Any device or combination of components intended to convert solar radiation into useable heat can be classified as a solar thermal system, and within that designation lie the two classifications of systems, which are passive and active systems.

Passive Solar Thermal Systems

Passive systems are solar thermal systems that collect and distribute heat without the use of fans or circulators. A building with large south-facing windows and concrete floors can absorb heat during the day and release it to the room in the evening. An example of a “direct gain” passive solar design is seen in Figure 1.

An appropriate amount of eave overhang allows the rays from the low winter sun into the building while blocking the more overhead rays in the summer. In this way, heat gain is maximized in the winter and minimized in the summer.

Passive solar systems can also be used to heat domestic hot water, as seen in Figure 2.

A sloped solar collector is mounted below an insulated storage tank. When the sun’s rays warm the water in the collector, it expands in volume, becomes less dense and is pushed upward by gentle convection currents created by the cooler water below it into the insulated tank. This is known as “thermosiphoning”. As long as there is more heat in the collector than in the storage tank, this process will continue. Once the sun sets, or at any time where the temperature in the collector falls below that of the tank, the flow stops. These systems work well in warmer climates where the possibility of freezing is minimal or non-existent, but in colder climates, the collector and any parts of the system that may freeze must be drained. Figure 4 shows the insulated storage tank as a pre-heater for the electric water heater. This can reduce the energy costs caused by the electric elements. If water temperatures higher than 140°F (60°C) are expected, a thermostatic mixing valve must be installed to avoid scalding water from reaching any plumbing fixtures.

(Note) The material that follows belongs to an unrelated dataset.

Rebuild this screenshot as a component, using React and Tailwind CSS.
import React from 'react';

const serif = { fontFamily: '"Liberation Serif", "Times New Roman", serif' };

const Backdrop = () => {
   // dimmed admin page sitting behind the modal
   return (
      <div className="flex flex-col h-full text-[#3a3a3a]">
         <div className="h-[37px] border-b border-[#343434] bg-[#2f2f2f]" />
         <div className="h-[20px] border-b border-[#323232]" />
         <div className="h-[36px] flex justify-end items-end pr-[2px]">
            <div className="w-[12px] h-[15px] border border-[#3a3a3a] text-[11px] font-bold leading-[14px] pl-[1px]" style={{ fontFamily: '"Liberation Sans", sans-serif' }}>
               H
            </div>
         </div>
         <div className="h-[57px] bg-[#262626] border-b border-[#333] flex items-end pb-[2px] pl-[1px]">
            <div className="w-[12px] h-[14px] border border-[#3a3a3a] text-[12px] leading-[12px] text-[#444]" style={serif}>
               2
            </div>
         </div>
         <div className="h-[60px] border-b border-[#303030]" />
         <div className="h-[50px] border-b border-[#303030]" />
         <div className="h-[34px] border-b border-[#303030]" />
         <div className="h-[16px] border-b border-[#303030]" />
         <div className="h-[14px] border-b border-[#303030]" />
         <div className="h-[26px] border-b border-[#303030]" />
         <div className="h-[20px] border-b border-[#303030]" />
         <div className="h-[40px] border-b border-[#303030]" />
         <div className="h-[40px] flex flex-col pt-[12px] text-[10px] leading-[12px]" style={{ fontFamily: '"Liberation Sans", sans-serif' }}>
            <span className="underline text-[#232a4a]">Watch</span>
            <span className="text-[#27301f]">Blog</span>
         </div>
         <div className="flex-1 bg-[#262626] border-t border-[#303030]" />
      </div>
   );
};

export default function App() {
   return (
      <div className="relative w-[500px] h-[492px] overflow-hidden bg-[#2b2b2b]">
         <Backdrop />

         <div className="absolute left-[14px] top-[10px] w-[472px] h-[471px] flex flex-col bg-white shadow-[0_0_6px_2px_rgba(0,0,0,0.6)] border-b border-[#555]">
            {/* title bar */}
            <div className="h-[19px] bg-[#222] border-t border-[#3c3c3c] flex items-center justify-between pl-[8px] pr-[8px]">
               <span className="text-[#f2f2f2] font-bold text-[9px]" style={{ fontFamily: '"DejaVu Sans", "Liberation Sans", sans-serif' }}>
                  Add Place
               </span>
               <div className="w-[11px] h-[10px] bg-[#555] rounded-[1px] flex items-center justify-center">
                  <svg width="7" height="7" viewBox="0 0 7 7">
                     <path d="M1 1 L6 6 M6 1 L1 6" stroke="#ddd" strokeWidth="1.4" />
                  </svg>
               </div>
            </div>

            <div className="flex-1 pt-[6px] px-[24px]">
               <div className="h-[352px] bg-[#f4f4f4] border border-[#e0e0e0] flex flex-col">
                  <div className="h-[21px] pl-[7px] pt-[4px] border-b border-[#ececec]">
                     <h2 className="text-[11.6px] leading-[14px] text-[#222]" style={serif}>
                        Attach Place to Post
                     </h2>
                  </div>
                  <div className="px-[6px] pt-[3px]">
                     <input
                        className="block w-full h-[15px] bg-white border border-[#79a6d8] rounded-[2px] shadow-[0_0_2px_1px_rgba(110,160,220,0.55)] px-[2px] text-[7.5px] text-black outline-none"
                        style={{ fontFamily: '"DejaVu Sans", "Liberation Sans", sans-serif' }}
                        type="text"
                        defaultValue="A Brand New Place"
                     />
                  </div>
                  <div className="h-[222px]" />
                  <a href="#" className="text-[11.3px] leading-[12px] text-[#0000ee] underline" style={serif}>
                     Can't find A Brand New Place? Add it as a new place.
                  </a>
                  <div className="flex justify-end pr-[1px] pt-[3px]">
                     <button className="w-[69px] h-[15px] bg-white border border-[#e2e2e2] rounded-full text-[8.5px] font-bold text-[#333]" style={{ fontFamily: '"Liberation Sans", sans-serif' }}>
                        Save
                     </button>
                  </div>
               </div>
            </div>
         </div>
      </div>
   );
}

High temperatures are possible in any type of solar water system, especially in times of prolonged sunny weather, especially if hot water demand is low.

Active Solar Thermal Systems

Any system that uses a circulator to move a fluid through a solar collector is known as an active solar thermal system. The use of a circulator (pump) to move water through the collector makes the design considerations of these systems almost limitless. We will focus our study of solar thermal systems on those using water or liquid as the heating medium, and we will start by looking at the heart of the system, the collector.

Solar Collectors

There are two main types of solar collectors used in domestic hot water and space heating; flat plate type and evacuated tube type.

Flat Plate Collectors

Flat plate type collectors have been on the market for many decades and can also be home-built. They are essentially many small-diameter copper tubes that are bonded to a copper sheet and run vertically within the housing between an upper and lower header, as shown in Figure 3.

The copper sheet absorbs the sun’s heat and transfers it to the copper tubes. The thermosiphon principle moves the heated water to the upper header where it is pumped out to the system. The heat-absorbing feature of the copper sheet is augmented by painting or electro-plating with a matte black finish. The assembly of headers, tubes and sheet are contained within an aluminum frame having a high-impact tempered glass cover and high temperature insulation between the back of the copper sheet and the back of the frame. All materials have to be capable of withstanding temperatures in excess of 350°F (177°C) on days where there is minimal or no water flow through the collector. As well, the collector must withstand the impacts from hailstones and other objects. Flat plate collectors have been used for many decades and, due to their simple design, are capable of being fabricated on-site.

Evacuated Tube Collectors

Evacuated tube collectors are a series of glass tubes inserted into a special header. Each tube consists of an inner and an outer glass shell, with the atmosphere removed from the space between them, which makes it operate similarly to a Thermos® bottle. Inside the inner glass tube is a sealed copper tube that has a special liquid inside it. When exposed to sunlight, the liquid in the copper tube vapourizes and rises to the top of the tube, where the heat of the vapour is transferred via conduction through a copper “cap” to a sealed socket in the liquid-filled header. The header’s liquid, which can be either water or a water-glycol mixture, is then moved through the system by pumps. There is only one header at the top of the tubes, with inlet and outlet at opposite ends.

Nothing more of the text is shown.